MAIN POST 17.10.2010

Der Jurist Klaus Laubenthal nimmt im Bistum Würzburg Vorwürfe über Missbrauch und Gewalt entgegen. Im Interview spricht er über die Ergebnisse und seine Erfahrungen seit seinem Amtsantritt am 19. März.

Frage: Sie sprechen im Bericht von neun bei Ihnen gemeldeten Vorgängen, bei denen der Beschuldigte noch lebt und die nicht abgeschlossen sind. Können Sie das aufschlüsseln?

Klaus Laubenthal: Drei Vorwürfe von körperlicher Gewalt betreffen den emeritierten Weihbischof. Es bleiben noch sechs Vorwürfe, in denen Opfer noch lebende Personen beschuldigen. Dies sind unterschiedliche Fälle, die derzeit untersucht werden. Es sind ganz überwiegend Fälle von sexuellem Missbrauch. Es handelt sich zum Teil um Priester, die nicht mehr aktiv sind, wir haben aber auch ein paar Fälle von noch im Amt aktiven Priestern.

Können Sie das konkreter sagen?

Laubenthal: In einem Fall geht es um einen Priester, der schon einschlägig verurteilt ist. In einem weiteren Fall hat sich ein Gefängnisseelsorger selbst angezeigt und den Fall haben wir bereits vergangene Woche öffentlich gemacht. Es bleiben also noch vier Fälle, die das Bistum betreffen und wo wir beschuldigte Priester bereits angehört haben oder anhören werden. Aus Gründen des Opferschutzes hört man bei ausreichender Information durch das Opfer zuerst die Beschuldigten.

Sie legen großen Wert auf den Opferschutz und beziehen klar Position in einer Frage, die unter den Bischöfen noch kontrovers diskutiert wird. Warum?

Laubenthal: Es geht hier um die Weiterleitung von Vorwürfen an die Staatsanwaltschaft. Ich bin der Auffassung, dass sie nur erfolgen sollte, wenn das Opfer einverstanden ist. Wenn wir solche Fälle generell an die Strafverfolgungsorgane weitergeben würden, könnte das dazu führen, dass Opfer abgeschreckt werden, sich zu melden. Zum Teil haben sie ihrem Partner nichts von einem solchen Vorfall gesagt oder es ist ihnen peinlich, wenn es im näheren Umfeld bekannt wird. Es könnte auch Angst sein, dass in kleineren Ortschaften Druck auf Anzeigende ausgeübt wird. Deswegen sollte die Entscheidung beim Opfer liegen. Wir müssen aber mit diesem Schutz der Anonymität das Strafverfolgungsinteresse abwägen, und zwar wenn eine aktuelle Gefahr besteht, also wenn zum Beispiel ein Seelsorger noch in der Jugendarbeit aktiv ist.
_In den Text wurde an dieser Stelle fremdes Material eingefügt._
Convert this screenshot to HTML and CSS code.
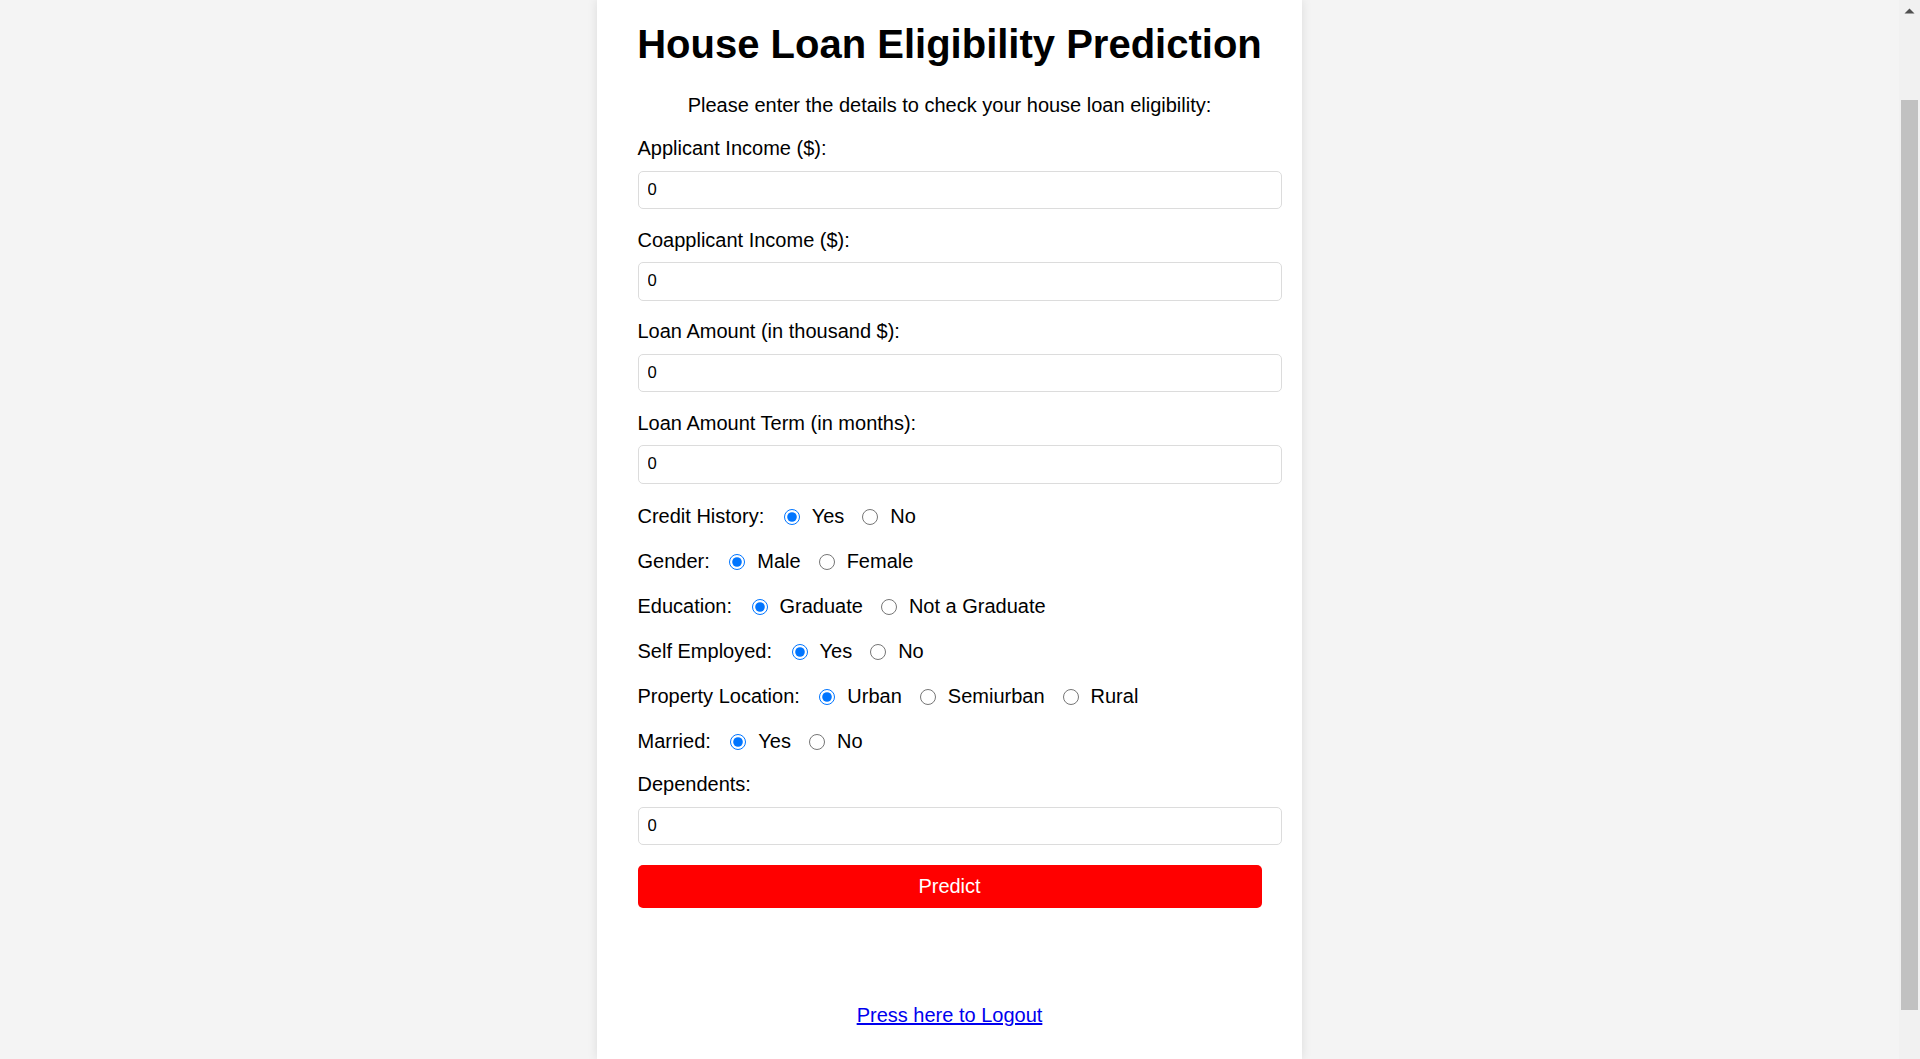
FILE: index.html
```html
<!DOCTYPE html>
<html lang="en">
<head>
<meta charset="utf-8">
<title>House Loan Eligibility Prediction</title>
<link rel="stylesheet" href="styles.css">
</head>
<body>
<div class="page">
  <main class="card">
    <h1 class="title">House Loan Eligibility Prediction</h1>
    <p class="intro">Please enter the details to check your house loan eligibility:</p>
    <form class="form">
      <div class="field">
        <label class="field-label" for="ai">Applicant Income ($):</label>
        <input class="text-input" id="ai" type="text" value="0">
      </div>
      <div class="field">
        <label class="field-label" for="ci">Coapplicant Income ($):</label>
        <input class="text-input" id="ci" type="text" value="0">
      </div>
      <div class="field">
        <label class="field-label" for="la">Loan Amount (in thousand $):</label>
        <input class="text-input" id="la" type="text" value="0">
      </div>
      <div class="field">
        <label class="field-label" for="lt">Loan Amount Term (in months):</label>
        <input class="text-input" id="lt" type="text" value="0">
      </div>

      <div class="radios">
        <div class="radio-row">
          <span class="radio-label">Credit History:</span>
          <input class="radio" type="radio" name="credit" checked><span class="opt">Yes</span>
          <input class="radio" type="radio" name="credit"><span class="opt">No</span>
        </div>
        <div class="radio-row">
          <span class="radio-label">Gender:</span>
          <input class="radio" type="radio" name="gender" checked><span class="opt">Male</span>
          <input class="radio" type="radio" name="gender"><span class="opt">Female</span>
        </div>
        <div class="radio-row">
          <span class="radio-label">Education:</span>
          <input class="radio" type="radio" name="edu" checked><span class="opt">Graduate</span>
          <input class="radio" type="radio" name="edu"><span class="opt">Not a Graduate</span>
        </div>
        <div class="radio-row">
          <span class="radio-label">Self Employed:</span>
          <input class="radio" type="radio" name="self" checked><span class="opt">Yes</span>
          <input class="radio" type="radio" name="self"><span class="opt">No</span>
        </div>
        <div class="radio-row">
          <span class="radio-label">Property Location:</span>
          <input class="radio" type="radio" name="prop" checked><span class="opt">Urban</span>
          <input class="radio" type="radio" name="prop"><span class="opt">Semiurban</span>
          <input class="radio" type="radio" name="prop"><span class="opt">Rural</span>
        </div>
        <div class="radio-row">
          <span class="radio-label">Married:</span>
          <input class="radio" type="radio" name="married" checked><span class="opt">Yes</span>
          <input class="radio" type="radio" name="married"><span class="opt">No</span>
        </div>
      </div>

      <div class="field">
        <label class="field-label" for="dp">Dependents:</label>
        <input class="text-input" id="dp" type="text" value="0">
      </div>
      <button class="predict" type="button">Predict</button>
    </form>
    <p class="logout"><a href="#">Press here to Logout</a></p>
  </main>
</div>
<div class="scrollbar">
  <div class="sb-button">
    <svg width="21" height="21" viewBox="0 0 21 21"><polygon points="5.5,13.5 10.5,8.5 15.5,13.5" fill="#505050"/></svg>
  </div>
  <div class="sb-thumb"></div>
</div>
</body>
</html>
```

FILE: styles.css
```css
html, body {
  margin: 0;
  padding: 0;
  height: 100%;
}

body {
  display: flex;
  background: #f4f4f4;
  font-family: "Liberation Sans", Arial, sans-serif;
  font-size: 20px;
  color: #000;
  overflow: hidden;
}

.page {
  flex: 1;
  display: flex;
  justify-content: center;
}

.card {
  width: 705px;
  min-height: 100%;
  box-sizing: border-box;
  padding: 20.5px 40.5px 20px;
  background: #fff;
  box-shadow: 0 0 10px rgba(0, 0, 0, 0.1);
}

.title {
  margin: 0 -20px 27.5px;
  font-size: 40px;
  font-weight: bold;
  line-height: 46px;
  text-align: center;
  white-space: nowrap;
}

.intro {
  margin: 0 0 20px;
  line-height: 23px;
  text-align: center;
}

.form {
  margin: 0;
}

.field {
  margin-bottom: 19.5px;
}

.field-label {
  display: block;
  line-height: 23px;
  margin-bottom: 10.5px;
}

.text-input {
  display: block;
  width: 100%;
  height: 36.5px;
  padding: 0 9px;
  margin: 0;
  border: 1px solid #dcdcdc;
  border-radius: 5px;
  font-family: "Liberation Sans", Arial, sans-serif;
  font-size: 16.67px;
  color: #000;
  background: #fff;
  outline: none;
}

.radios {
  padding-top: 2px;
  margin-bottom: -2px;
}

.radio-row {
  display: flex;
  align-items: center;
  height: 23px;
  line-height: 23px;
  margin-bottom: 22px;
}

.radio {
  width: 16px;
  height: 16px;
  margin: 0 12px 0 18px;
}

.radio-label + .radio {
  margin-left: 19.5px;
}

.predict {
  display: block;
  width: 100%;
  height: 43.5px;
  margin-top: 3.5px;
  padding: 0;
  border: none;
  border-radius: 5px;
  background: #ff0000;
  color: #fff;
  font-family: "Liberation Sans", Arial, sans-serif;
  font-size: 20px;
  line-height: 23px;
  cursor: pointer;
}

.logout {
  margin: 96px 0 0;
  line-height: 23px;
  text-align: center;
}

.logout a {
  color: #0000ee;
  text-decoration: underline;
}

.scrollbar {
  width: 21px;
  flex: none;
  background: #f1f1f1;
  display: flex;
  flex-direction: column;
  align-items: center;
}

.sb-button {
  width: 21px;
  height: 21px;
}

.sb-button svg {
  display: block;
}

.sb-thumb {
  width: 17px;
  height: 910px;
  margin-top: 79px;
  background: #c1c1c1;
}
```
Welche Erfahrungen machen Sie in den Gesprächen mit den Betroffenen?

Laubenthal: Es ist für einen Außenstehenden erstaunlich, wie verletzt diese Menschen zum Teil nach Jahrzehnten noch sind, wie aufgewühlt sie sind. Manche sagen, sie hätten gedacht, sie hätten all das schon verarbeitet. Jetzt, nachdem es in der öffentlichen Diskussion aufgetaucht ist, seien die Erlebnisse auch bei ihnen wieder hochgekommen. Personen, die psychische Folgen wie Bulimie (Ess- und Brechsucht, Anmerkung der Redaktion) oder Ähnliches überwunden zu haben glaubten, berichten von Rückfällen. Es berührt sehr, wie erwachsene, gestandene Leute noch nach Jahrzehnten das Weinen beginnen, um eine Pause bitten, nicht mehr weiterreden können, wenn sie von erlittenem sexuellem Missbrauch berichten.

Sie sind ja auch Rechtsprofessor und haben auch eine Forderung an den staatlichen Gesetzgeber: Er soll die Verjährungsfristen bei sexuellem Missbrauch abschaffen?

Laubenthal: Ein Grund für Verjährungsfristen ist ja, dass der Gesetzgeber sagt, nach so langer Zeit sei der Rechtsfrieden wieder hergestellt, die Opfer selbst wollten nichts mehr davon wissen. Diese Fälle zeigen mir aber, wie intensiv die Opfer sich damit auseinandersetzen. Viele sagen mir: Endlich kann ich darüber reden. Andere sagen, sie seien erst jetzt bereit, sich darüber mit jemandem auszutauschen. Außerdem könnte eine Abschaffung der Verjährungsfristen eine abschreckende Wirkung auf mögliche Täter haben. Sie müssten damit rechnen, bis an ihr Lebensende verfolgt zu werden.